EXERCISE TASK: Write out the full listing again, exactly as it stands.

--*--

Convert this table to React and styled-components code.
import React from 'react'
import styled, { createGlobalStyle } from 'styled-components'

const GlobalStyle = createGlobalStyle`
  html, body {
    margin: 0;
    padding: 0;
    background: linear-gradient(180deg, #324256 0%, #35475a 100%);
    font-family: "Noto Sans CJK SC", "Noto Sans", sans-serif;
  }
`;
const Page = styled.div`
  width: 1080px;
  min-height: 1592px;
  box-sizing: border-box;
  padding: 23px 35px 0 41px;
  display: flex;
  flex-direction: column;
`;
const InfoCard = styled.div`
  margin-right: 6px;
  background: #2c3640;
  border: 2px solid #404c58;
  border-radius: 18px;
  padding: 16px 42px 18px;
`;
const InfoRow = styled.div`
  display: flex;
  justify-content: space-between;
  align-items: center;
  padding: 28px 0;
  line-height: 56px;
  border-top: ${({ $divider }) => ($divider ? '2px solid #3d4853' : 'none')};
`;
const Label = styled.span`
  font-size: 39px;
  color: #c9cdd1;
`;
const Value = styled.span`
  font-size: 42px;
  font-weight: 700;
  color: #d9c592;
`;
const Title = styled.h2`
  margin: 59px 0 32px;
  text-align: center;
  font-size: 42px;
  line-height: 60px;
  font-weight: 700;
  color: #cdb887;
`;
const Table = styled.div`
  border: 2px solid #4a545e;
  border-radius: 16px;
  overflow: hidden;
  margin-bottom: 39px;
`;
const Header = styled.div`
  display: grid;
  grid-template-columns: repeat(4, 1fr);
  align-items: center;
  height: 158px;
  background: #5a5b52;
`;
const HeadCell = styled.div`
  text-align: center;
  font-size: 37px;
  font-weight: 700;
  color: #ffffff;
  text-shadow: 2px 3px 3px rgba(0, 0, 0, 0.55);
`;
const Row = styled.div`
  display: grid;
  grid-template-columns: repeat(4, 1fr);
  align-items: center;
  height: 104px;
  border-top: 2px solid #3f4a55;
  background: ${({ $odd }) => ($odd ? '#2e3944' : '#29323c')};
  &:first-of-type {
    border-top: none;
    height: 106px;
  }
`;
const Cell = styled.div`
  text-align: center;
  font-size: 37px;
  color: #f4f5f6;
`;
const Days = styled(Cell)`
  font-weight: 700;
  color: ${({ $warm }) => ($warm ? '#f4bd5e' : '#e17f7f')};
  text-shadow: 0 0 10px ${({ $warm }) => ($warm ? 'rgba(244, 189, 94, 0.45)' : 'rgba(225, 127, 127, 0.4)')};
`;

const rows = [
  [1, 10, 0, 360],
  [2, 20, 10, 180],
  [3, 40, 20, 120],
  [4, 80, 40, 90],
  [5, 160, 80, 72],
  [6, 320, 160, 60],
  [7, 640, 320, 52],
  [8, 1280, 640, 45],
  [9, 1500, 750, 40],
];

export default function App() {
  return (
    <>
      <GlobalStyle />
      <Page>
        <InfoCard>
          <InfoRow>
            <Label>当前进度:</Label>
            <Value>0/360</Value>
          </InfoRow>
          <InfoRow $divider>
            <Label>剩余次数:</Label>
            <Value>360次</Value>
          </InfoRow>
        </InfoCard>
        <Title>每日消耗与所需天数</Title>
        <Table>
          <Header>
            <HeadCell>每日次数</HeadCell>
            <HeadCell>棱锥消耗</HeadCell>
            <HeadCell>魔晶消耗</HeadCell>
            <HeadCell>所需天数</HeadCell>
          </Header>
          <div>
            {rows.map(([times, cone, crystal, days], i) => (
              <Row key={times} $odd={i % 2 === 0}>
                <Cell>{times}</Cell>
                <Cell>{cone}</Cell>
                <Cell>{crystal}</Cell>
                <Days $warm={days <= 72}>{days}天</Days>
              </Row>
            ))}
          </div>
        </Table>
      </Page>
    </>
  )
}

--*--

TASK SOLUTION:
Convert this table to React and styled-components code.
import React from 'react'
import styled, { createGlobalStyle } from 'styled-components'

const GlobalStyle = createGlobalStyle`
  html, body {
    margin: 0;
    padding: 0;
    background: linear-gradient(180deg, #324256 0%, #35475a 100%);
    font-family: "Noto Sans CJK SC", "Noto Sans", sans-serif;
  }
`;
const Page = styled.div`
  width: 1080px;
  min-height: 1592px;
  box-sizing: border-box;
  padding: 23px 35px 0 41px;
  display: flex;
  flex-direction: column;
`;
const InfoCard = styled.div`
  margin-right: 6px;
  background: #2c3640;
  border: 2px solid #404c58;
  border-radius: 18px;
  padding: 16px 42px 18px;
`;
const InfoRow = styled.div`
  display: flex;
  justify-content: space-between;
  align-items: center;
  padding: 28px 0;
  line-height: 56px;
  border-top: ${({ $divider }) => ($divider ? '2px solid #3d4853' : 'none')};
`;
const Label = styled.span`
  font-size: 39px;
  color: #c9cdd1;
`;
const Value = styled.span`
  font-size: 42px;
  font-weight: 700;
  color: #d9c592;
`;
const Title = styled.h2`
  margin: 59px 0 32px;
  text-align: center;
  font-size: 42px;
  line-height: 60px;
  font-weight: 700;
  color: #cdb887;
`;
const Table = styled.div`
  border: 2px solid #4a545e;
  border-radius: 16px;
  overflow: hidden;
  margin-bottom: 39px;
`;
const Header = styled.div`
  display: grid;
  grid-template-columns: repeat(4, 1fr);
  align-items: center;
  height: 158px;
  background: #5a5b52;
`;
const HeadCell = styled.div`
  text-align: center;
  font-size: 37px;
  font-weight: 700;
  color: #ffffff;
  text-shadow: 2px 3px 3px rgba(0, 0, 0, 0.55);
`;
const Row = styled.div`
  display: grid;
  grid-template-columns: repeat(4, 1fr);
  align-items: center;
  height: 104px;
  border-top: 2px solid #3f4a55;
  background: ${({ $odd }) => ($odd ? '#2e3944' : '#29323c')};
  &:first-of-type {
    border-top: none;
    height: 106px;
  }
`;
const Cell = styled.div`
  text-align: center;
  font-size: 37px;
  color: #f4f5f6;
`;
const Days = styled(Cell)`
  font-weight: 700;
  color: ${({ $warm }) => ($warm ? '#f4bd5e' : '#e17f7f')};
  text-shadow: 0 0 10px ${({ $warm }) => ($warm ? 'rgba(244, 189, 94, 0.45)' : 'rgba(225, 127, 127, 0.4)')};
`;

const rows = [
  [1, 10, 0, 360],
  [2, 20, 10, 180],
  [3, 40, 20, 120],
  [4, 80, 40, 90],
  [5, 160, 80, 72],
  [6, 320, 160, 60],
  [7, 640, 320, 52],
  [8, 1280, 640, 45],
  [9, 1500, 750, 40],
];

export default function App() {
  return (
    <>
      <GlobalStyle />
      <Page>
        <InfoCard>
          <InfoRow>
            <Label>当前进度:</Label>
            <Value>0/360</Value>
          </InfoRow>
          <InfoRow $divider>
            <Label>剩余次数:</Label>
            <Value>360次</Value>
          </InfoRow>
        </InfoCard>
        <Title>每日消耗与所需天数</Title>
        <Table>
          <Header>
            <HeadCell>每日次数</HeadCell>
            <HeadCell>棱锥消耗</HeadCell>
            <HeadCell>魔晶消耗</HeadCell>
            <HeadCell>所需天数</HeadCell>
          </Header>
          <div>
            {rows.map(([times, cone, crystal, days], i) => (
              <Row key={times} $odd={i % 2 === 0}>
                <Cell>{times}</Cell>
                <Cell>{cone}</Cell>
                <Cell>{crystal}</Cell>
                <Days $warm={days <= 72}>{days}天</Days>
              </Row>
            ))}
          </div>
        </Table>
      </Page>
    </>
  )
}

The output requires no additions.